Tom Standage (@tomstandage), digital editor at The Economist and the author of the forthcoming book “Writing on the Wall: Social Media — The First 2,000 Years,” has a wonderful piece in the New Times Sunday Review entitled, “Social Networking in the 1600’s.”
I’ve always analogized social networking of today to town squares and coffee shops of years gone by. All represent places where people of all walks of life gather to exchange information and ideas. Trust is built (or destroyed) and relationships are nurtured.
Standage confirms this with his research of the 1600’s.
People went to coffeehouses not just to drink coffee, but to read and discuss the latest pamphlets and news-sheets and to catch up on rumor and gossip
Coffeehouses, like social sharing today, also served as the vehicle for circulating information and content.
Coffeehouses were also used as post offices. Patrons would visit their favorite coffeehouses several times a day to check for new mail, catch up on the news and talk to other coffee drinkers, both friends and strangers. Some coffeehouses specialized in discussion of particular topics, like science, politics, literature or shipping. As customers moved from one to the other, information circulated with them.

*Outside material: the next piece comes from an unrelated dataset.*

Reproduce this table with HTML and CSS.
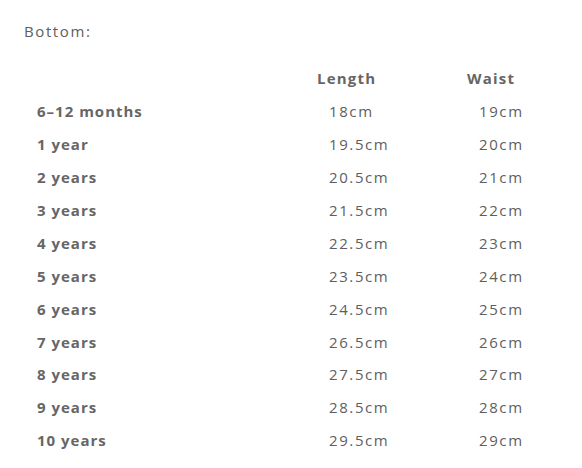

Like all good things that disrupt the status quo, coffeehouses of the 1600’s drew plenty of criticism.
As well as complaining that Christians had abandoned their traditional beer in favor of a foreign drink, critics worried that coffeehouses were keeping people from productive work. Among the first to sound the alarm, in 1677, was Anthony Wood, an Oxford academic. “Why doth solid and serious learning decline, and few or none follow it now in the University?” he asked. “Answer: Because of Coffea Houses, where they spend all their time.”
Meanwhile, Roger North, a lawyer, bemoaned, in Cambridge, the “vast Loss of Time grown out of a pure Novelty. For who can apply close to a Subject with his Head full of the Din of a Coffee-house?” These places were “the ruin of many serious and hopeful young gentlemen and tradesmen,” according to a pamphlet, “The Grand Concern of England Explained,” published in 1673. (emphasis added)
The warnings of lack of productivity and the demise of young people of course didn’t pan out.
Rather than enemies of industry, coffeehouses were in fact crucibles of creativity, because of the way in which they facilitated the mixing of both people and ideas. Members of the Royal Society, England’s pioneering scientific society, frequently retired to coffeehouses to extend their discussions. Scientists often conducted experiments and gave lectures in coffeehouses, and because admission cost just a penny (the price of a single cup), coffeehouses were sometimes referred to as “penny universities.” It was a coffeehouse argument among several fellow scientists that spurred Isaac Newton to write his “Principia Mathematica,” one of the foundational works of modern science.
Coffeehouses were platforms for innovation in the world of business, too. Merchants used coffeehouses as meeting rooms, which gave rise to new companies and new business models. A London coffeehouse called Jonathan’s, where merchants kept particular tables at which they would transact their business, turned into the London Stock Exchange. Edward Lloyd’s coffeehouse, a popular meeting place for ship captains, shipowners and traders, became the famous insurance market Lloyd’s.
And the economist Adam Smith wrote much of his masterpiece “The Wealth of Nations” in the British Coffee House, a popular meeting place for Scottish intellectuals, among whom he circulated early drafts of his book for discussion.
Communication, collaboration, the exchange of ideas, the building of networks founded on trust, and the acceleration of the flow of knowledge. How could this be bad?
But as with coffeehouses 400 years ago, we’re quick to criticize the medium enabling this communication, collaboration, and networking. Lawyers and law firms are especially prone to such small thinking. “I don’t get it, I’m not like those people, it’s just for the unproductive, it’s what all these kids wasting their time are doing.”
Sure we “waste time” in our social activity. That’s okay. What’s golf? What’s watching a sporting event on TV? What about idle chit chat that permeates any business meeting, or even depositions.
My con-law professor, Don Prinz, used to label shallow thinking people as having no sense of history. I couldn’t help think of that when reading Standage’s piece.